If the board agrees to reinstate the percentages, there could be issues with Merrill's plans to use the sales tax money to help pay for the $812 million of road projects.
The plan would work in the short term. The 2020 budget proposes that only $31 million of the sales tax be spent on that existing project list, which includes resurfacing, safety and intersection projects.
But if commissioners continued to use sales tax dollars to pay for those projects down the line, as Merrill suggests, the county would run into an issue with predetermined spending allocations. Those percentages only allow for up to 15 percent to be spent on road widenings, Merrill said, which would leave about $500 million of road projects unfunded.

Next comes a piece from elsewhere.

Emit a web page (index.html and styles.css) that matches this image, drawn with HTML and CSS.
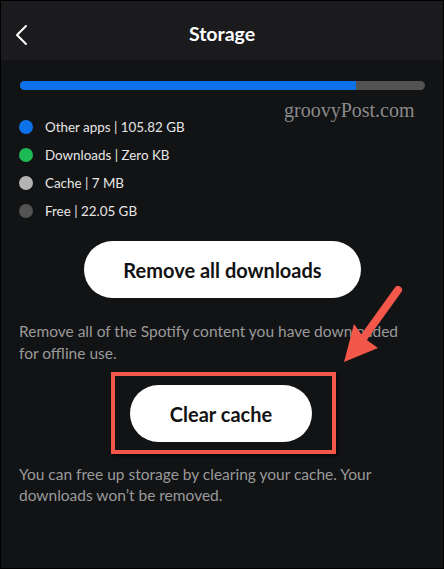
FILE: index.html
```html
<!DOCTYPE html>
<html>

<head>
    <meta charset="UTF-8">
    <meta name="viewport" content="width=device-width, initial-scale=1.0" />
    <title>Storage</title>
    <link rel="stylesheet" href="styles.css">
</head>

<body>
    <div class="screen">
        <header class="topbar">
            <svg class="back" width="14" height="22" viewBox="0 0 14 22">
                <polyline points="11,2 2,11 11,20" fill="none" stroke="#fff" stroke-width="2" stroke-linecap="round" stroke-linejoin="round" />
            </svg>
            <h1>Storage</h1>
        </header>

        <main class="content">
            <div class="bar">
                <div class="bar-used" style="width: 83%"></div>
            </div>

            <div class="watermark">groovyPost.com</div>

            <ul class="legend">
                <li><span class="dot blue"></span>Other apps | 105.82 GB</li>
                <li><span class="dot green"></span>Downloads | Zero KB</li>
                <li><span class="dot light"></span>Cache | 7 MB</li>
                <li><span class="dot dark"></span>Free | 22.05 GB</li>
            </ul>

            <button class="pill wide">Remove all downloads</button>
            <p class="note first">Remove all of the Spotify content you have downloaded for offline use.</p>

            <div class="highlight">
                <button class="pill">Clear cache</button>
            </div>
            <p class="note second">You can free up storage by clearing your cache. Your downloads won’t be removed.</p>

            <svg class="arrow" width="80" height="100" viewBox="0 0 80 100">
                <line x1="64" y1="8" x2="28" y2="58" stroke="#f2574a" stroke-width="8" stroke-linecap="round" />
                <polygon points="10,80 20,42 30,56 44,66" fill="#f2574a" />
            </svg>
        </main>
    </div>
</body>

</html>
```

FILE: styles.css
```css
* {
    box-sizing: border-box;
}

body {
    margin: 0;
    background: #000;
    font-family: Lato, "Open Sans", sans-serif;
}

.screen {
    width: 444px;
    height: 569px;
    border: 1px solid #000;
    background-color: #121315;
    overflow: hidden;
}

.topbar {
    height: 59px;
    background-color: #1b1b1d;
    display: flex;
    align-items: center;
    justify-content: center;
    position: relative;
}

.topbar h1 {
    margin: 0;
    margin-top: 6px;
    color: #fff;
    font-size: 19.5px;
    font-weight: 700;
}

.back {
    position: absolute;
    left: 14px;
    top: 23px;
}

.content {
    position: relative;
    padding: 0 20px 0 17px;
    display: flex;
    flex-direction: column;
}

.bar {
    margin: 21px -2px 0 2px;
    height: 9px;
    border-radius: 5px;
    background-color: #535353;
    overflow: hidden;
}

.bar-used {
    height: 100%;
    background-color: #0d72ea;
}

.watermark {
    position: absolute;
    left: 283px;
    top: 39px;
    color: #8a8a8a;
    font-family: "Liberation Serif", serif;
    font-size: 20px;
}

.legend {
    list-style-type: none;
    margin: 23px 0 0 0;
    padding: 0;
}

.legend li {
    height: 28px;
    display: flex;
    align-items: center;
    color: #e6e6e6;
    font-size: 13.4px;
}

.dot {
    width: 14px;
    height: 14px;
    border-radius: 50%;
    margin-right: 12px;
    margin-left: 1px;
}

.dot.blue {
    background-color: #0d72ea;
}

.dot.green {
    background-color: #1db954;
}

.dot.light {
    background-color: #b3b3b3;
}

.dot.dark {
    background-color: #535353;
}

.pill {
    align-self: center;
    height: 57px;
    border: none;
    border-radius: 29px;
    background: #fff;
    color: #121212;
    font-family: inherit;
    font-size: 20px;
    font-weight: 700;
    width: 182px;
}

.pill.wide {
    margin-top: 16px;
    width: 277px;
    margin-left: 4px;
}

.note {
    margin: 0 14px 0 0;
    color: #9a9a9a;
    font-size: 15.5px;
    line-height: 22px;
    padding-left: 1px;
}

.note.first {
    margin-top: 22px;
}

.note.second {
    margin-top: 10px;
    line-height: 21px;
}

.highlight {
    align-self: center;
    margin-top: 8px;
    margin-left: 6px;
    border: 4px solid #f2574a;
    padding: 9px 20px 8px 15px;
    box-shadow: 2px 2px 3px rgba(0, 0, 0, .6);
}

.highlight .pill {
    display: block;
}

.arrow {
    position: absolute;
    left: 333px;
    top: 222px;
}
```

"We would have a lot of underfunded transportation projects," Merrill said. "The board would either have to find a new funding source, raise millage or cut services."
But Miller said he was concerned with Merrill's suggestion to reroute sales tax dollars.
"To me, that is not what the people, what the voters, wanted," Miller said. "They wanted that money to be an enhancement as opposed to switching that out."
All For Transportation leader Christina Barker said it comes down to an issue of trust. Using the tax money to pay for road projects the county had already allocated money to would erode faith voters had in their elected officials, Barker said, even if it is a way to address a growing deficit.
"We understand the county has other needs," Barker said. "But they need to be as brave as their constituents were when they decided to fix transportation, and find a way to fix their budget issues without going back on previous commitments."